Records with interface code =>
---
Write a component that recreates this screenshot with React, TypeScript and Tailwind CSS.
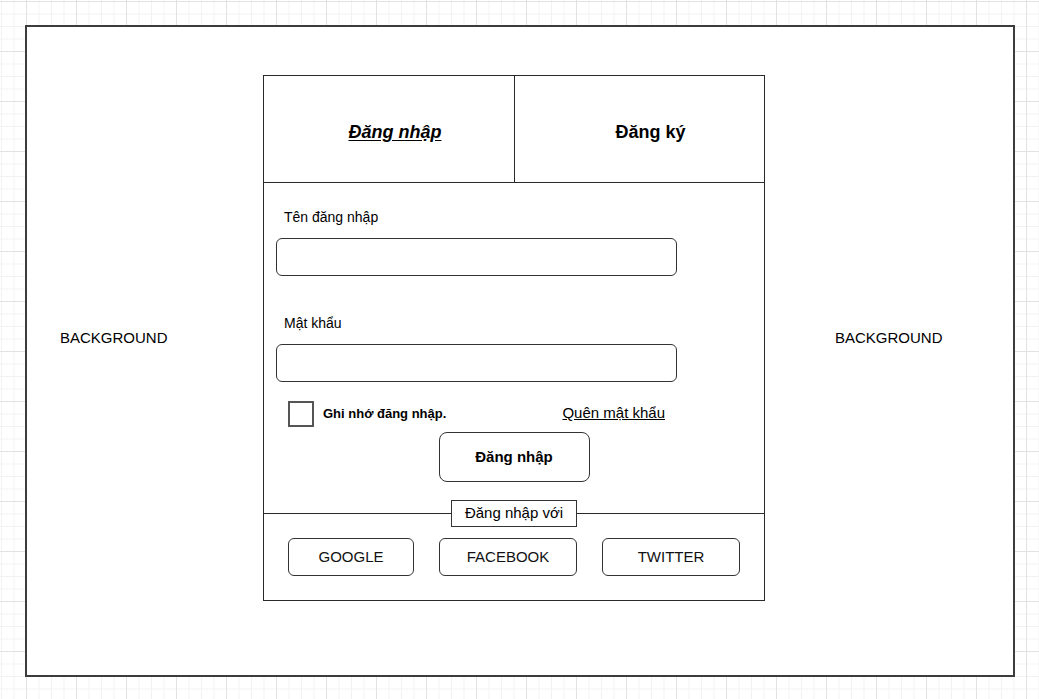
import React from 'react'

const gridBg =
    'bg-white bg-[linear-gradient(to_right,#e2e2e2_1px,transparent_1px),linear-gradient(to_bottom,#e2e2e2_1px,transparent_1px),linear-gradient(to_right,#f2f2f2_1px,transparent_1px),linear-gradient(to_bottom,#f2f2f2_1px,transparent_1px)] bg-[size:50px_50px,50px_50px,12.5px_12.5px,12.5px_12.5px] bg-[position:26px_1px,26px_1px,1px_1px,1px_1px]'

function SocialButton({ label, width }: { label: string; width: string }) {
    return (
        <button className={`${width} h-[38px] rounded-[6px] border border-[#333] bg-white text-[15px] text-[#111]`}>
            {label}
        </button>
    )
}

function LoginCard() {
    return (
        <div className="w-[502px] border border-[#2a2a2a] bg-white flex flex-col">
            {/* Tabs */}
            <div className="flex h-[107px] border-b border-[#2a2a2a]">
                <div className="w-[251px] border-r border-[#2a2a2a] flex items-center justify-center pl-[12px] pt-[6px]">
                    <span className="text-[18px] font-bold italic underline underline-offset-2 text-black">Đăng nhập</span>
                </div>
                <div className="flex-1 flex items-center justify-center pl-[22px] pt-[6px]">
                    <span className="text-[18px] font-bold text-black">Đăng ký</span>
                </div>
            </div>

            {/* Form */}
            <div className="flex flex-col px-[12px] pt-[26px] pb-[31px]">
                <label className="pl-[8px] text-[14px] leading-[16px] text-black">Tên đăng nhập</label>
                <input className="mt-[13px] w-[401px] h-[38px] rounded-[6px] border border-[#333] outline-none" />

                <label className="mt-[39px] pl-[8px] text-[14px] leading-[16px] text-black">Mật khẩu</label>
                <input type="password" className="mt-[13px] w-[401px] h-[38px] rounded-[6px] border border-[#333] outline-none" />

                <div className="mt-[18px] w-[401px] h-[26px] flex items-center pl-[12px] pr-[12px] pt-[1px]">
                    <span className="w-[26px] h-[26px] border-2 border-[#555] bg-white" />
                    <span className="ml-[9px] text-[13px] font-bold text-black">Ghi nhớ đăng nhập.</span>
                    <a className="ml-auto text-[15px] underline text-black">Quên mật khẩu</a>
                </div>

                <div className="mt-[6px] flex justify-center">
                    <button className="w-[151px] h-[50px] rounded-[8px] border border-[#333] bg-white text-[15px] font-bold text-black">
                        Đăng nhập
                    </button>
                </div>
            </div>

            {/* Social */}
            <div className="relative border-t border-[#2a2a2a] px-[24px] pt-[24px] pb-[24px] flex justify-between">
                <span className="absolute left-1/2 -translate-x-1/2 -top-[14px] h-[27px] w-[126px] border border-[#333] bg-white flex items-center justify-center text-[15px] text-black">
                    Đăng nhập với
                </span>
                <SocialButton label="GOOGLE" width="w-[126px]" />
                <SocialButton label="FACEBOOK" width="w-[138px]" />
                <SocialButton label="TWITTER" width="w-[138px]" />
            </div>
        </div>
    )
}

export default function App() {
    return (
        <div className={`w-[1039px] h-[699px] pl-[25px] pt-[25px] ${gridBg}`} style={{ fontFamily: '"Liberation Sans", Arial, sans-serif' }}>
            <div className="w-[990px] h-[652px] border-2 border-[#3c3c3c] bg-white pt-[48px]">
                <div className="flex items-center">
                    <div className="w-[236px] pl-[33px] text-[15px] text-black">BACKGROUND</div>
                    <LoginCard />
                    <div className="pl-[70px] text-[15px] text-black">BACKGROUND</div>
                </div>
            </div>
        </div>
    )
}
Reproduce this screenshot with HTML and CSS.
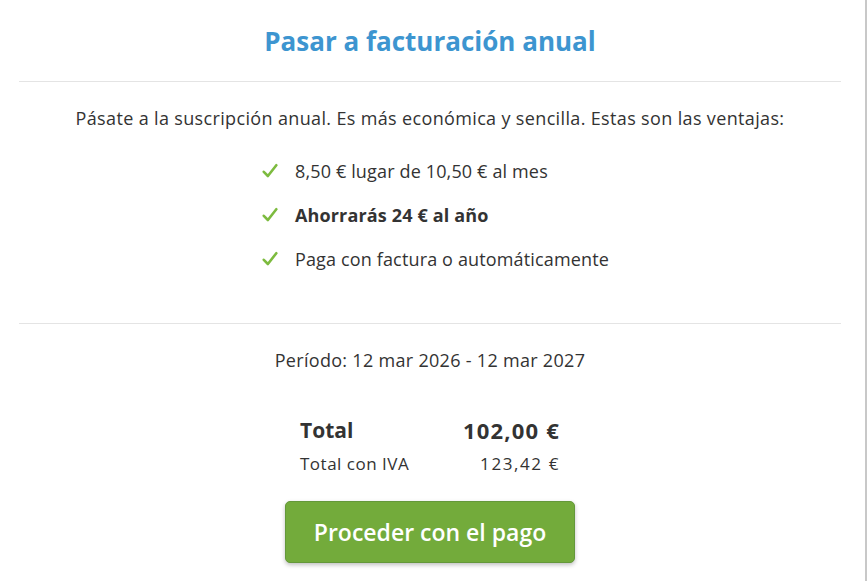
FILE: index.html
```html
<!DOCTYPE html>
<html lang="es">
<head>
  <meta charset="UTF-8">
  <meta name="viewport" content="width=device-width, initial-scale=1.0">
  <title>Pasar a facturación anual</title>
  <link rel="stylesheet" href="styles.css">
</head>
<body>
  <div class="modal">
    <div class="modal-header">
      <h1>Pasar a facturación anual</h1>
    </div>
    <div class="modal-section">
      <p class="intro">Pásate a la suscripción anual. Es más económica y sencilla. Estas son las ventajas:</p>
      <ul class="benefits">
        <li>
          <svg class="check" viewBox="0 0 16 16" width="16" height="16"><path d="M1.8 8.8 L5.9 13 L14.3 2.2" fill="none" stroke="#7dbb3f" stroke-width="2.6" stroke-linecap="round" stroke-linejoin="round"/></svg>
          <span>8,50 € lugar de 10,50 € al mes</span>
        </li>
        <li>
          <svg class="check" viewBox="0 0 16 16" width="16" height="16"><path d="M1.8 8.8 L5.9 13 L14.3 2.2" fill="none" stroke="#7dbb3f" stroke-width="2.6" stroke-linecap="round" stroke-linejoin="round"/></svg>
          <strong>Ahorrarás 24 € al año</strong>
        </li>
        <li>
          <svg class="check" viewBox="0 0 16 16" width="16" height="16"><path d="M1.8 8.8 L5.9 13 L14.3 2.2" fill="none" stroke="#7dbb3f" stroke-width="2.6" stroke-linecap="round" stroke-linejoin="round"/></svg>
          <span>Paga con factura o automáticamente</span>
        </li>
      </ul>
    </div>
    <div class="modal-footer">
      <p class="period">Período: 12 mar 2026 - 12 mar 2027</p>
      <table class="totals">
        <tr class="total-row">
          <td>Total</td>
          <td class="amount">102,00 €</td>
        </tr>
        <tr class="vat-row">
          <td>Total con IVA</td>
          <td class="amount">123,42 €</td>
        </tr>
      </table>
      <button class="pay-btn" type="button">Proceder con el pago</button>
    </div>
  </div>
</body>
</html>
```

FILE: styles.css
```css
html, body {
  margin: 0;
  padding: 0;
  background: #ffffff;
}
body {
  font-family: 'Open Sans', 'Lato', sans-serif;
  color: #333333;
}
.modal {
  box-sizing: border-box;
  width: 867px;
  height: 581px;
  padding: 0 24px 0 19px;
  border-right: 2px solid #c8c8c8;
}
.modal-header {
  height: 81px;
  border-bottom: 1px solid #e4e4e4;
  display: flex;
  align-items: center;
  justify-content: center;
}
h1 {
  margin: 0;
  font-size: 26px;
  font-weight: 700;
  color: #3d95d0;
}
.modal-section {
  height: 241px;
  border-bottom: 1px solid #e4e4e4;
  display: flex;
  flex-direction: column;
  align-items: center;
}
.intro {
  margin: 24px 0 0;
  font-size: 18px;
  line-height: 24px;
  letter-spacing: 0.35px;
}
.benefits {
  list-style: none;
  margin: 19px 0 0 11px;
  padding: 0;
}
.benefits li {
  display: flex;
  align-items: center;
  gap: 17px;
  height: 44px;
  font-size: 18px;
  letter-spacing: 0.15px;
}
.check {
  flex: none;
}
.modal-footer {
  display: flex;
  flex-direction: column;
  align-items: center;
}
.period {
  margin: 24px 0 0;
  font-size: 18px;
  line-height: 24px;
  letter-spacing: 0.3px;
}
.totals {
  width: 260px;
  border-collapse: collapse;
  margin-top: 43px;
}
.totals td {
  padding: 0;
}
.totals .amount {
  text-align: right;
}
.total-row td {
  font-size: 21px;
  font-weight: 700;
  height: 30px;
}
.total-row .amount {
  font-size: 22px;
  letter-spacing: 1.2px;
}
.vat-row td {
  font-size: 17px;
  height: 36px;
  letter-spacing: 0.5px;
}
.vat-row .amount {
  letter-spacing: 1.6px;
}
.pay-btn {
  margin-top: 20px;
  width: 290px;
  height: 62px;
  background: #73ab3b;
  color: #ffffff;
  border: 1px solid #64983a;
  border-radius: 5px;
  font-family: inherit;
  font-size: 23px;
  font-weight: 600;
  box-shadow: 0 2px 4px rgba(0, 0, 0, 0.25);
  cursor: pointer;
}
```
---
Given problem =>
Output the full set of records above without changing a word, and drop the images.

Response to this exercise =>
Write a component that recreates this screenshot with React, TypeScript and Tailwind CSS.
import React from 'react'

const gridBg =
    'bg-white bg-[linear-gradient(to_right,#e2e2e2_1px,transparent_1px),linear-gradient(to_bottom,#e2e2e2_1px,transparent_1px),linear-gradient(to_right,#f2f2f2_1px,transparent_1px),linear-gradient(to_bottom,#f2f2f2_1px,transparent_1px)] bg-[size:50px_50px,50px_50px,12.5px_12.5px,12.5px_12.5px] bg-[position:26px_1px,26px_1px,1px_1px,1px_1px]'

function SocialButton({ label, width }: { label: string; width: string }) {
    return (
        <button className={`${width} h-[38px] rounded-[6px] border border-[#333] bg-white text-[15px] text-[#111]`}>
            {label}
        </button>
    )
}

function LoginCard() {
    return (
        <div className="w-[502px] border border-[#2a2a2a] bg-white flex flex-col">
            {/* Tabs */}
            <div className="flex h-[107px] border-b border-[#2a2a2a]">
                <div className="w-[251px] border-r border-[#2a2a2a] flex items-center justify-center pl-[12px] pt-[6px]">
                    <span className="text-[18px] font-bold italic underline underline-offset-2 text-black">Đăng nhập</span>
                </div>
                <div className="flex-1 flex items-center justify-center pl-[22px] pt-[6px]">
                    <span className="text-[18px] font-bold text-black">Đăng ký</span>
                </div>
            </div>

            {/* Form */}
            <div className="flex flex-col px-[12px] pt-[26px] pb-[31px]">
                <label className="pl-[8px] text-[14px] leading-[16px] text-black">Tên đăng nhập</label>
                <input className="mt-[13px] w-[401px] h-[38px] rounded-[6px] border border-[#333] outline-none" />

                <label className="mt-[39px] pl-[8px] text-[14px] leading-[16px] text-black">Mật khẩu</label>
                <input type="password" className="mt-[13px] w-[401px] h-[38px] rounded-[6px] border border-[#333] outline-none" />

                <div className="mt-[18px] w-[401px] h-[26px] flex items-center pl-[12px] pr-[12px] pt-[1px]">
                    <span className="w-[26px] h-[26px] border-2 border-[#555] bg-white" />
                    <span className="ml-[9px] text-[13px] font-bold text-black">Ghi nhớ đăng nhập.</span>
                    <a className="ml-auto text-[15px] underline text-black">Quên mật khẩu</a>
                </div>

                <div className="mt-[6px] flex justify-center">
                    <button className="w-[151px] h-[50px] rounded-[8px] border border-[#333] bg-white text-[15px] font-bold text-black">
                        Đăng nhập
                    </button>
                </div>
            </div>

            {/* Social */}
            <div className="relative border-t border-[#2a2a2a] px-[24px] pt-[24px] pb-[24px] flex justify-between">
                <span className="absolute left-1/2 -translate-x-1/2 -top-[14px] h-[27px] w-[126px] border border-[#333] bg-white flex items-center justify-center text-[15px] text-black">
                    Đăng nhập với
                </span>
                <SocialButton label="GOOGLE" width="w-[126px]" />
                <SocialButton label="FACEBOOK" width="w-[138px]" />
                <SocialButton label="TWITTER" width="w-[138px]" />
            </div>
        </div>
    )
}

export default function App() {
    return (
        <div className={`w-[1039px] h-[699px] pl-[25px] pt-[25px] ${gridBg}`} style={{ fontFamily: '"Liberation Sans", Arial, sans-serif' }}>
            <div className="w-[990px] h-[652px] border-2 border-[#3c3c3c] bg-white pt-[48px]">
                <div className="flex items-center">
                    <div className="w-[236px] pl-[33px] text-[15px] text-black">BACKGROUND</div>
                    <LoginCard />
                    <div className="pl-[70px] text-[15px] text-black">BACKGROUND</div>
                </div>
            </div>
        </div>
    )
}
Reproduce this screenshot with HTML and CSS.
FILE: index.html
```html
<!DOCTYPE html>
<html lang="es">
<head>
  <meta charset="UTF-8">
  <meta name="viewport" content="width=device-width, initial-scale=1.0">
  <title>Pasar a facturación anual</title>
  <link rel="stylesheet" href="styles.css">
</head>
<body>
  <div class="modal">
    <div class="modal-header">
      <h1>Pasar a facturación anual</h1>
    </div>
    <div class="modal-section">
      <p class="intro">Pásate a la suscripción anual. Es más económica y sencilla. Estas son las ventajas:</p>
      <ul class="benefits">
        <li>
          <svg class="check" viewBox="0 0 16 16" width="16" height="16"><path d="M1.8 8.8 L5.9 13 L14.3 2.2" fill="none" stroke="#7dbb3f" stroke-width="2.6" stroke-linecap="round" stroke-linejoin="round"/></svg>
          <span>8,50 € lugar de 10,50 € al mes</span>
        </li>
        <li>
          <svg class="check" viewBox="0 0 16 16" width="16" height="16"><path d="M1.8 8.8 L5.9 13 L14.3 2.2" fill="none" stroke="#7dbb3f" stroke-width="2.6" stroke-linecap="round" stroke-linejoin="round"/></svg>
          <strong>Ahorrarás 24 € al año</strong>
        </li>
        <li>
          <svg class="check" viewBox="0 0 16 16" width="16" height="16"><path d="M1.8 8.8 L5.9 13 L14.3 2.2" fill="none" stroke="#7dbb3f" stroke-width="2.6" stroke-linecap="round" stroke-linejoin="round"/></svg>
          <span>Paga con factura o automáticamente</span>
        </li>
      </ul>
    </div>
    <div class="modal-footer">
      <p class="period">Período: 12 mar 2026 - 12 mar 2027</p>
      <table class="totals">
        <tr class="total-row">
          <td>Total</td>
          <td class="amount">102,00 €</td>
        </tr>
        <tr class="vat-row">
          <td>Total con IVA</td>
          <td class="amount">123,42 €</td>
        </tr>
      </table>
      <button class="pay-btn" type="button">Proceder con el pago</button>
    </div>
  </div>
</body>
</html>
```

FILE: styles.css
```css
html, body {
  margin: 0;
  padding: 0;
  background: #ffffff;
}
body {
  font-family: 'Open Sans', 'Lato', sans-serif;
  color: #333333;
}
.modal {
  box-sizing: border-box;
  width: 867px;
  height: 581px;
  padding: 0 24px 0 19px;
  border-right: 2px solid #c8c8c8;
}
.modal-header {
  height: 81px;
  border-bottom: 1px solid #e4e4e4;
  display: flex;
  align-items: center;
  justify-content: center;
}
h1 {
  margin: 0;
  font-size: 26px;
  font-weight: 700;
  color: #3d95d0;
}
.modal-section {
  height: 241px;
  border-bottom: 1px solid #e4e4e4;
  display: flex;
  flex-direction: column;
  align-items: center;
}
.intro {
  margin: 24px 0 0;
  font-size: 18px;
  line-height: 24px;
  letter-spacing: 0.35px;
}
.benefits {
  list-style: none;
  margin: 19px 0 0 11px;
  padding: 0;
}
.benefits li {
  display: flex;
  align-items: center;
  gap: 17px;
  height: 44px;
  font-size: 18px;
  letter-spacing: 0.15px;
}
.check {
  flex: none;
}
.modal-footer {
  display: flex;
  flex-direction: column;
  align-items: center;
}
.period {
  margin: 24px 0 0;
  font-size: 18px;
  line-height: 24px;
  letter-spacing: 0.3px;
}
.totals {
  width: 260px;
  border-collapse: collapse;
  margin-top: 43px;
}
.totals td {
  padding: 0;
}
.totals .amount {
  text-align: right;
}
.total-row td {
  font-size: 21px;
  font-weight: 700;
  height: 30px;
}
.total-row .amount {
  font-size: 22px;
  letter-spacing: 1.2px;
}
.vat-row td {
  font-size: 17px;
  height: 36px;
  letter-spacing: 0.5px;
}
.vat-row .amount {
  letter-spacing: 1.6px;
}
.pay-btn {
  margin-top: 20px;
  width: 290px;
  height: 62px;
  background: #73ab3b;
  color: #ffffff;
  border: 1px solid #64983a;
  border-radius: 5px;
  font-family: inherit;
  font-size: 23px;
  font-weight: 600;
  box-shadow: 0 2px 4px rgba(0, 0, 0, 0.25);
  cursor: pointer;
}
```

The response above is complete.